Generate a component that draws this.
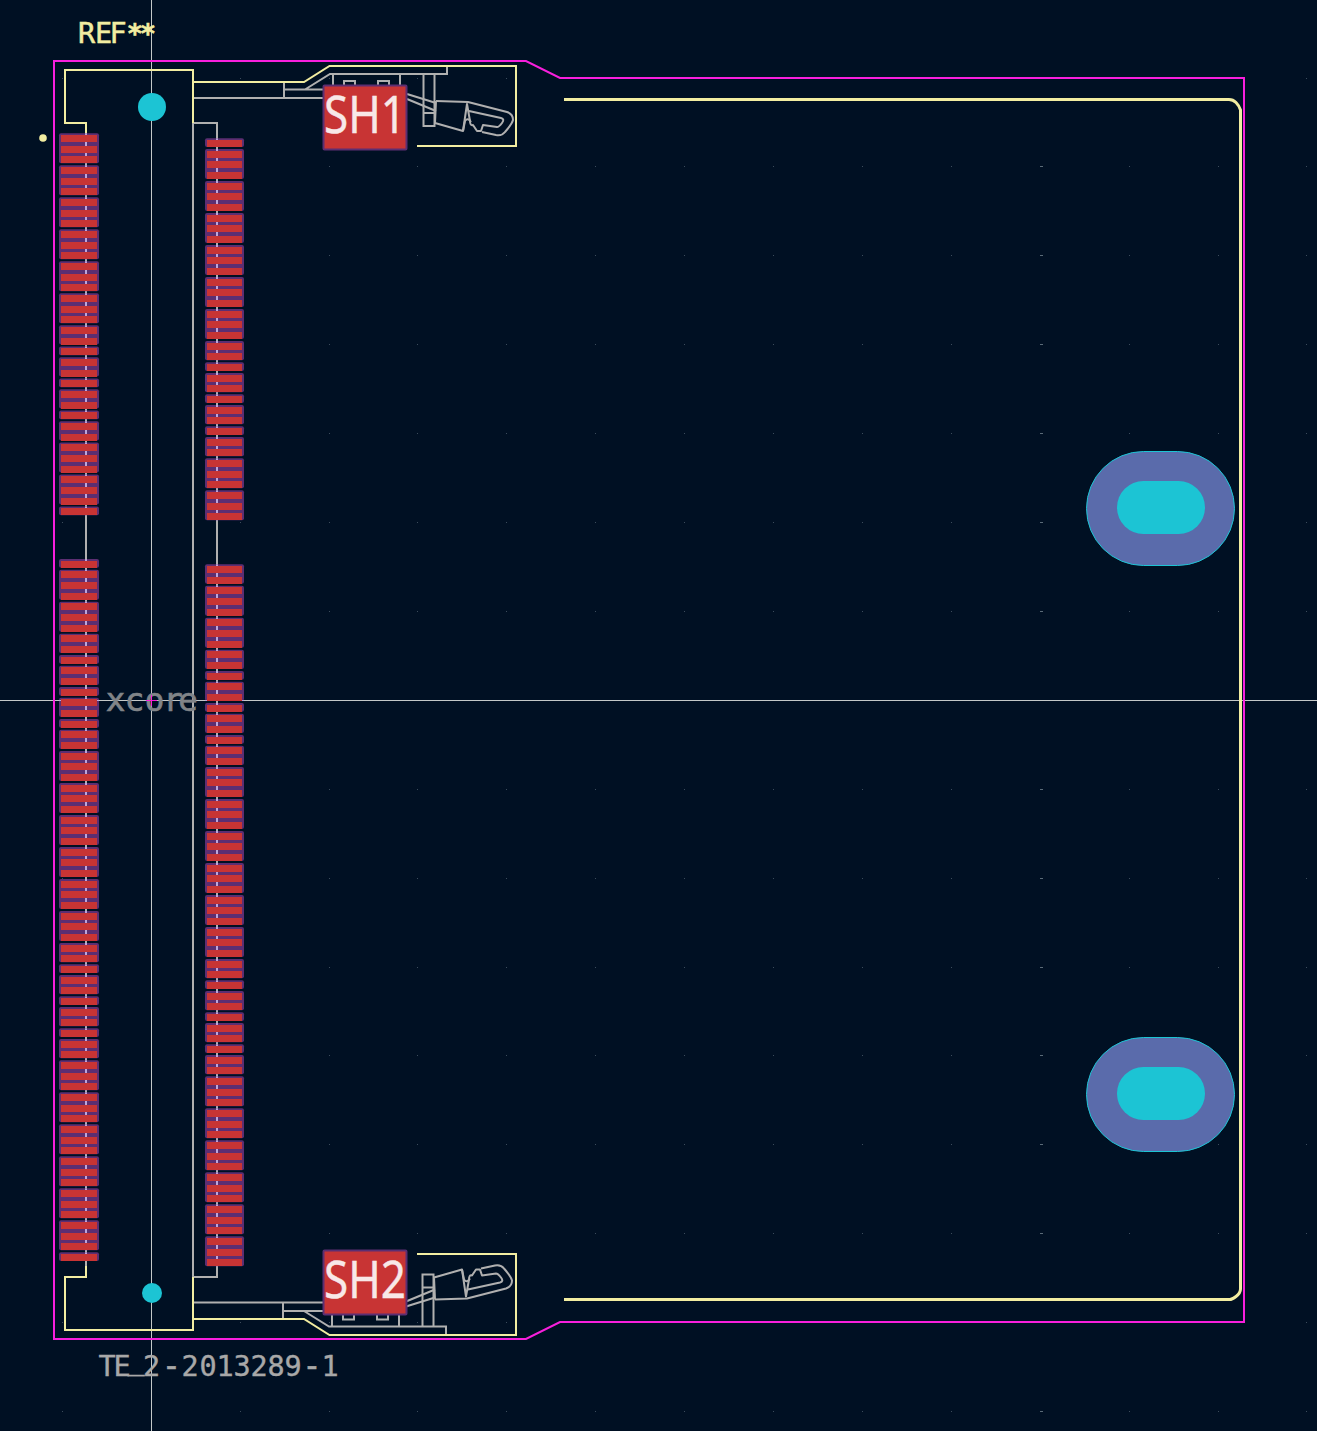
const PITCH = 32 / 3
const BG = '#001023'
const SILK = '#f2eda1'
const FAB = '#b0b0b0'
const CRTYD = '#f81fdc'
const COPPER = '#c83434'
const MASK = '#5c2e72'
const LILAC = '#bca6dc'
const HOLE = '#1cc4d4'
const MONO = '"DejaVu Sans Mono", monospace'

// pad groups: consecutive pads whose mask openings merge
const MID = [2, 1, 2, 1, 2, 1, 2]
const SIX = [3, 3, 3, 3, 3, 3]
const columns = [
    { x: 59, lineX: 86, y: 133.2, groups: [...SIX, ...MID, 3, 3, 1] },
    { x: 59, lineX: 86, y: 559, groups: [1, 3, 3, ...MID, ...SIX, ...MID, ...SIX, 1] },
    { x: 205, lineX: 217, y: 138.3, groups: [1, ...SIX, ...MID, 3, 3] },
    { x: 205, lineX: 217, y: 564.3, groups: [2, 3, 3, ...MID, ...SIX, ...MID, ...SIX] },
]

function PadColumn({ x, lineX, y, groups }: { x: number; lineX: number; y: number; groups: number[] }) {
    const width = x === 59 ? 40 : 39
    let index = 0
    return (
        <g>
            {groups.map((count, g) => {
                const top = y + index * PITCH
                const height = count * PITCH - 2
                const pads = Array.from({ length: count }, (_, i) => top + 1.7 + i * PITCH)
                index += count
                const crossesAxis = top < 701 && top + height > 700
                return (
                    <g key={g}>
                        <rect x={x} y={top} width={width} height={height} rx={2} fill={MASK} />
                        <rect x={lineX - 1} y={top} width={2} height={height} fill={LILAC} />
                        {crossesAxis && <rect x={x} y={700} width={width} height={1} fill={LILAC} />}
                        {pads.map((p) => (
                            <rect key={p} x={x + 2} y={p} width={width - 4} height={7} fill={COPPER} shapeRendering="crispEdges" />
                        ))}
                    </g>
                )
            })}
        </g>
    )
}

function Oval({ y }: { y: number }) {
    return (
        <g>
            <rect x={1086.5} y={y} width={148} height={114} rx={57} fill="#5a6bab" stroke={HOLE} strokeWidth={1} />
            <rect x={1117} y={y + 29.5} width={88} height={53} rx={26.5} fill={HOLE} />
        </g>
    )
}

// fabrication outline of the latch, drawn for the top one and mirrored for the bottom
function Latch() {
    return (
        <g fill="none" stroke={FAB} strokeWidth={2}>
            <path d="M193 98H330M284 82V98M284 89.5H325M305 89.5L330 74H447V66" />
            <path d="M333 74V90M400 74V90M423.5 74V126H434.5V74M423.5 113H434.5" />
            <path d="M344 90V81H355V90M378 90V81H389V90" />
            <g strokeLinejoin="round">
                <path d="M407 94L436 103M407 99L436 111" />
                <path d="M436 101L468 102L507 112Q513 114 513 120Q512 124 505 132Q502 136 496 135L482 132" />
                <path d="M436 101L435 123L463 131L467 104L470 121Q470 126 473 125L477 131L481 131L483 125L497 127Q499 127 502 123Q505 119 501 118L469 111" />
                <path d="M463 131L465 121Q468 117 471 122" />
            </g>
        </g>
    )
}

function ShieldPad({ y, label }: { y: number; label: string }) {
    return (
        <g>
            <rect x={323.5} y={y} width={83} height={64} rx={1} fill={COPPER} stroke={MASK} strokeWidth={2} />
            <text
                x={324}
                y={y + 47}
                textLength={82}
                lengthAdjust="spacingAndGlyphs"
                fontSize={51}
                fontFamily='"Noto Sans", sans-serif'
                fill="#f8e8e8"
                stroke="#f8e8e8"
                strokeWidth={0.4}
            >
                {label}
            </text>
        </g>
    )
}

const gridX = Array.from({ length: 15 }, (_, i) => 62.3 + i * 88.9)
const gridY = Array.from({ length: 16 }, (_, i) => 78 + i * 88.9)

export default function App() {
    return (
        <div className="h-[1431px] w-[1317px] overflow-hidden bg-[#001023]">
            <svg width={1317} height={1431} viewBox="0 0 1317 1431" className="block">
                <rect width={1317} height={1431} fill={BG} />

                {gridX.map((gx) =>
                    gridY.map((gy) => (
                        <rect
                            key={`${gx}-${gy}`}
                            x={Math.floor(gx)}
                            y={Math.floor(gy)}
                            width={Math.floor(gx) === 1040 ? 3 : 1}
                            height={1}
                            fill={Math.floor(gx) === 1040 ? '#5b6b78' : '#3c4c5c'}
                        />
                    ))
                )}

                {/* crosshair */}
                <path d="M151.5 0V1431M0 700.5H1317" stroke="#c4c8c8" strokeWidth={1} />

                {/* fab layer */}
                <path d="M86 130V1270M193 123V1277M193 123H217V1277H193" fill="none" stroke={FAB} strokeWidth={2} />
                <Latch />
                <g transform="translate(-1 1400.5) scale(1 -1)">
                    <Latch />
                </g>

                {/* courtyard */}
                <path d="M54 61H526L560 78H1244V1322H560L526 1339H54Z" fill="none" stroke={CRTYD} strokeWidth={2} />

                {/* silkscreen */}
                <g fill="none" stroke={SILK} strokeWidth={2}>
                    <path d="M86 134V123H65V70H193V123" />
                    <path d="M86 1266V1277H65V1330H193V1277" />
                    <path d="M193 82H304L329.5 66H516V146H417" />
                    <path d="M193 1319H304L329.5 1335H516V1254H417" />
                    <path
                        d="M564 99.5H1229Q1233 99.5 1236 102.5T1240.5 110V1289Q1240.5 1293 1236 1296.5T1229 1299.5H564"
                        strokeWidth={3}
                    />
                </g>
                <circle cx={43} cy={138} r={3.8} fill={SILK} />

                <circle cx={152} cy={107} r={14} fill={HOLE} />
                <circle cx={152} cy={1293} r={10} fill={HOLE} />

                {columns.map((c) => (
                    <PadColumn key={`${c.x}-${c.y}`} {...c} />
                ))}

                <ShieldPad y={85.5} label="SH1" />
                <ShieldPad y={1250.5} label="SH2" />

                <Oval y={451.5} />
                <Oval y={1037.5} />

                <text
                    x="86.5 103.5 118 135 148"
                    y={43}
                    textAnchor="middle"
                    fontSize={28.5}
                    fontFamily={MONO}
                    fill={SILK}
                    stroke={SILK}
                    strokeWidth={0.5}
                >
                    REF<tspan fontWeight={700} fontSize={27}>**</tspan>
                </text>
                <text
                    x="107 122 136 151.5 171.5 190 208 225 242 259 276 293 312 330"
                    y="1376 1376 1369 1376 1377 1376 1376 1376 1376 1376 1376 1376 1377 1376"
                    textAnchor="middle"
                    fontSize={28.5}
                    fontFamily={MONO}
                    fill="#a8a8a8"
                    stroke="#a8a8a8"
                    strokeWidth={0.4}
                >
                    TE_2<tspan fontSize={33}>-</tspan>2013289<tspan fontSize={33}>-</tspan>1
                </text>
                <text
                    x="115.5 134.5 154.5 173 188"
                    y={711}
                    textAnchor="middle"
                    fontSize={32.5}
                    fontFamily={MONO}
                    fill="#808488"
                    stroke="#808488"
                    strokeWidth={0.7}
                >
                    xcore
                </text>
                <path d="M146 700.5H157M151.5 695V706" stroke={CRTYD} strokeWidth={1} />
            </svg>
        </div>
    )
}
——
What you need to do: Give back every line exactly as it stands, pictures excluded.

Worked solution:
Generate a component that draws this.
const PITCH = 32 / 3
const BG = '#001023'
const SILK = '#f2eda1'
const FAB = '#b0b0b0'
const CRTYD = '#f81fdc'
const COPPER = '#c83434'
const MASK = '#5c2e72'
const LILAC = '#bca6dc'
const HOLE = '#1cc4d4'
const MONO = '"DejaVu Sans Mono", monospace'

// pad groups: consecutive pads whose mask openings merge
const MID = [2, 1, 2, 1, 2, 1, 2]
const SIX = [3, 3, 3, 3, 3, 3]
const columns = [
    { x: 59, lineX: 86, y: 133.2, groups: [...SIX, ...MID, 3, 3, 1] },
    { x: 59, lineX: 86, y: 559, groups: [1, 3, 3, ...MID, ...SIX, ...MID, ...SIX, 1] },
    { x: 205, lineX: 217, y: 138.3, groups: [1, ...SIX, ...MID, 3, 3] },
    { x: 205, lineX: 217, y: 564.3, groups: [2, 3, 3, ...MID, ...SIX, ...MID, ...SIX] },
]

function PadColumn({ x, lineX, y, groups }: { x: number; lineX: number; y: number; groups: number[] }) {
    const width = x === 59 ? 40 : 39
    let index = 0
    return (
        <g>
            {groups.map((count, g) => {
                const top = y + index * PITCH
                const height = count * PITCH - 2
                const pads = Array.from({ length: count }, (_, i) => top + 1.7 + i * PITCH)
                index += count
                const crossesAxis = top < 701 && top + height > 700
                return (
                    <g key={g}>
                        <rect x={x} y={top} width={width} height={height} rx={2} fill={MASK} />
                        <rect x={lineX - 1} y={top} width={2} height={height} fill={LILAC} />
                        {crossesAxis && <rect x={x} y={700} width={width} height={1} fill={LILAC} />}
                        {pads.map((p) => (
                            <rect key={p} x={x + 2} y={p} width={width - 4} height={7} fill={COPPER} shapeRendering="crispEdges" />
                        ))}
                    </g>
                )
            })}
        </g>
    )
}

function Oval({ y }: { y: number }) {
    return (
        <g>
            <rect x={1086.5} y={y} width={148} height={114} rx={57} fill="#5a6bab" stroke={HOLE} strokeWidth={1} />
            <rect x={1117} y={y + 29.5} width={88} height={53} rx={26.5} fill={HOLE} />
        </g>
    )
}

// fabrication outline of the latch, drawn for the top one and mirrored for the bottom
function Latch() {
    return (
        <g fill="none" stroke={FAB} strokeWidth={2}>
            <path d="M193 98H330M284 82V98M284 89.5H325M305 89.5L330 74H447V66" />
            <path d="M333 74V90M400 74V90M423.5 74V126H434.5V74M423.5 113H434.5" />
            <path d="M344 90V81H355V90M378 90V81H389V90" />
            <g strokeLinejoin="round">
                <path d="M407 94L436 103M407 99L436 111" />
                <path d="M436 101L468 102L507 112Q513 114 513 120Q512 124 505 132Q502 136 496 135L482 132" />
                <path d="M436 101L435 123L463 131L467 104L470 121Q470 126 473 125L477 131L481 131L483 125L497 127Q499 127 502 123Q505 119 501 118L469 111" />
                <path d="M463 131L465 121Q468 117 471 122" />
            </g>
        </g>
    )
}

function ShieldPad({ y, label }: { y: number; label: string }) {
    return (
        <g>
            <rect x={323.5} y={y} width={83} height={64} rx={1} fill={COPPER} stroke={MASK} strokeWidth={2} />
            <text
                x={324}
                y={y + 47}
                textLength={82}
                lengthAdjust="spacingAndGlyphs"
                fontSize={51}
                fontFamily='"Noto Sans", sans-serif'
                fill="#f8e8e8"
                stroke="#f8e8e8"
                strokeWidth={0.4}
            >
                {label}
            </text>
        </g>
    )
}

const gridX = Array.from({ length: 15 }, (_, i) => 62.3 + i * 88.9)
const gridY = Array.from({ length: 16 }, (_, i) => 78 + i * 88.9)

export default function App() {
    return (
        <div className="h-[1431px] w-[1317px] overflow-hidden bg-[#001023]">
            <svg width={1317} height={1431} viewBox="0 0 1317 1431" className="block">
                <rect width={1317} height={1431} fill={BG} />

                {gridX.map((gx) =>
                    gridY.map((gy) => (
                        <rect
                            key={`${gx}-${gy}`}
                            x={Math.floor(gx)}
                            y={Math.floor(gy)}
                            width={Math.floor(gx) === 1040 ? 3 : 1}
                            height={1}
                            fill={Math.floor(gx) === 1040 ? '#5b6b78' : '#3c4c5c'}
                        />
                    ))
                )}

                {/* crosshair */}
                <path d="M151.5 0V1431M0 700.5H1317" stroke="#c4c8c8" strokeWidth={1} />

                {/* fab layer */}
                <path d="M86 130V1270M193 123V1277M193 123H217V1277H193" fill="none" stroke={FAB} strokeWidth={2} />
                <Latch />
                <g transform="translate(-1 1400.5) scale(1 -1)">
                    <Latch />
                </g>

                {/* courtyard */}
                <path d="M54 61H526L560 78H1244V1322H560L526 1339H54Z" fill="none" stroke={CRTYD} strokeWidth={2} />

                {/* silkscreen */}
                <g fill="none" stroke={SILK} strokeWidth={2}>
                    <path d="M86 134V123H65V70H193V123" />
                    <path d="M86 1266V1277H65V1330H193V1277" />
                    <path d="M193 82H304L329.5 66H516V146H417" />
                    <path d="M193 1319H304L329.5 1335H516V1254H417" />
                    <path
                        d="M564 99.5H1229Q1233 99.5 1236 102.5T1240.5 110V1289Q1240.5 1293 1236 1296.5T1229 1299.5H564"
                        strokeWidth={3}
                    />
                </g>
                <circle cx={43} cy={138} r={3.8} fill={SILK} />

                <circle cx={152} cy={107} r={14} fill={HOLE} />
                <circle cx={152} cy={1293} r={10} fill={HOLE} />

                {columns.map((c) => (
                    <PadColumn key={`${c.x}-${c.y}`} {...c} />
                ))}

                <ShieldPad y={85.5} label="SH1" />
                <ShieldPad y={1250.5} label="SH2" />

                <Oval y={451.5} />
                <Oval y={1037.5} />

                <text
                    x="86.5 103.5 118 135 148"
                    y={43}
                    textAnchor="middle"
                    fontSize={28.5}
                    fontFamily={MONO}
                    fill={SILK}
                    stroke={SILK}
                    strokeWidth={0.5}
                >
                    REF<tspan fontWeight={700} fontSize={27}>**</tspan>
                </text>
                <text
                    x="107 122 136 151.5 171.5 190 208 225 242 259 276 293 312 330"
                    y="1376 1376 1369 1376 1377 1376 1376 1376 1376 1376 1376 1376 1377 1376"
                    textAnchor="middle"
                    fontSize={28.5}
                    fontFamily={MONO}
                    fill="#a8a8a8"
                    stroke="#a8a8a8"
                    strokeWidth={0.4}
                >
                    TE_2<tspan fontSize={33}>-</tspan>2013289<tspan fontSize={33}>-</tspan>1
                </text>
                <text
                    x="115.5 134.5 154.5 173 188"
                    y={711}
                    textAnchor="middle"
                    fontSize={32.5}
                    fontFamily={MONO}
                    fill="#808488"
                    stroke="#808488"
                    strokeWidth={0.7}
                >
                    xcore
                </text>
                <path d="M146 700.5H157M151.5 695V706" stroke={CRTYD} strokeWidth={1} />
            </svg>
        </div>
    )
}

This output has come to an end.